» **WHAT IS NEEDED**: Copy exactly the lines that run from the top of the listing to the line containing "const [filter, setFilter] = useState('')", both ends included, and omit the pictures.

» **DATA SECTION**:
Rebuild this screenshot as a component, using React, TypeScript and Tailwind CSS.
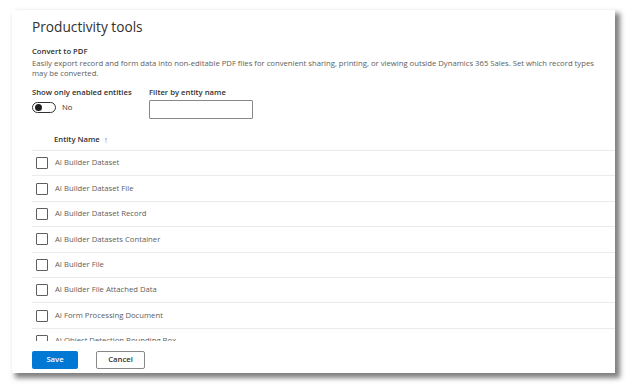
import { useState } from 'react'

const entities = [
  'AI Builder Dataset',
  'AI Builder Dataset File',
  'AI Builder Dataset Record',
  'AI Builder Datasets Container',
  'AI Builder File',
  'AI Builder File Attached Data',
  'AI Form Processing Document',
  'AI Object Detection Bounding Box',
]

function Checkbox() {
  return <div className="w-[12px] h-[12px] border border-[#605e5c] rounded-[1px] bg-white shrink-0" />
}

function Toggle({ on }: { on: boolean }) {
  return (
    <div className="flex items-center gap-[6px]">
      <div className="w-[24px] h-[11px] rounded-full border border-[#323130] flex items-center px-[2px]">
        <div className="w-[7px] h-[7px] rounded-full bg-[#201f1e]" />
      </div>
      <span className="text-[7.7px] leading-[11px] text-[#323130]">{on ? 'Yes' : 'No'}</span>
    </div>
  )
}

export default function App() {
  const [filter, setFilter] = useState('')

  return (
    <div
      className="w-[628px] h-[385px] bg-white overflow-hidden pt-[10px] pl-[12px]"
      style={{ fontFamily: '"Open Sans", "Noto Sans", sans-serif' }}
    >
      <div className="w-[603px] h-[363px] bg-white shadow-[4px_4px_5px_1px_rgba(0,0,0,0.5)] flex flex-col pt-[7px]">
        <div className="pl-[20px] pr-[12px]">
          <h1 className="text-[13.7px] leading-[20px] text-[#323130]">Productivity tools</h1>
          <div className="mt-[9px] text-[7.7px] leading-[10px] font-semibold text-[#323130]">Convert to PDF</div>
          <p className="mt-[2px] text-[7.7px] leading-[10px] text-[#605e5c] whitespace-nowrap">
            Easily export record and form data into non-editable PDF files for convenient sharing, printing, or viewing outside Dynamics 365 Sales. Set which record types
            <br />
            may be converted.
          </p>
          <div className="mt-[9px] flex">
            <div className="w-[117px] flex flex-col">
              <span className="text-[7.7px] leading-[10px] font-semibold text-[#323130]">Show only enabled entities</span>
              <div className="mt-[5px]">
                <Toggle on={false} />
              </div>
            </div>
            <div className="flex flex-col">
              <span className="text-[7.7px] leading-[10px] font-semibold text-[#323130]">Filter by entity name</span>
              <input
                value={filter}
                onChange={e => setFilter(e.target.value)}
                className="mt-[3px] w-[104px] h-[19px] border border-[#8a8886] rounded-[1px] outline-none px-[4px] text-[7.7px]"
              />
            </div>
          </div>
        </div>

        <div className="ml-[20px] mt-[7px] h-[215px] overflow-hidden">
          <div className="h-[25px] flex items-center pt-[4px] pl-[22px] border-b border-[#edebe9]">
            <span className="text-[7.7px] font-semibold text-[#323130]">Entity Name</span>
            <span className="ml-[4px] text-[9px] text-[#8a8886]">↑</span>
          </div>
          {entities.map(name => (
            <div key={name} className="h-[25.4px] flex items-center gap-[7px] pl-[4px] border-b border-[#edebe9]">
              <Checkbox />
              <span className="text-[7.7px] text-[#605e5c]">{name}</span>
            </div>
          ))}
        </div>

        <div className="pl-[20px] mt-[10px] flex gap-[18px]">
          <button className="w-[46px] h-[18px] bg-[#0078d4] text-white text-[7.7px] font-semibold rounded-[2px]">Save</button>
          <button className="w-[49px] h-[18px] border border-[#8a8886] bg-white text-[#323130] text-[7.7px] font-semibold rounded-[2px]">Cancel</button>
        </div>
      </div>
    </div>
  )
}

» **THE SOLUTION**:
Rebuild this screenshot as a component, using React, TypeScript and Tailwind CSS.
import { useState } from 'react'

const entities = [
  'AI Builder Dataset',
  'AI Builder Dataset File',
  'AI Builder Dataset Record',
  'AI Builder Datasets Container',
  'AI Builder File',
  'AI Builder File Attached Data',
  'AI Form Processing Document',
  'AI Object Detection Bounding Box',
]

function Checkbox() {
  return <div className="w-[12px] h-[12px] border border-[#605e5c] rounded-[1px] bg-white shrink-0" />
}

function Toggle({ on }: { on: boolean }) {
  return (
    <div className="flex items-center gap-[6px]">
      <div className="w-[24px] h-[11px] rounded-full border border-[#323130] flex items-center px-[2px]">
        <div className="w-[7px] h-[7px] rounded-full bg-[#201f1e]" />
      </div>
      <span className="text-[7.7px] leading-[11px] text-[#323130]">{on ? 'Yes' : 'No'}</span>
    </div>
  )
}

export default function App() {
  const [filter, setFilter] = useState('')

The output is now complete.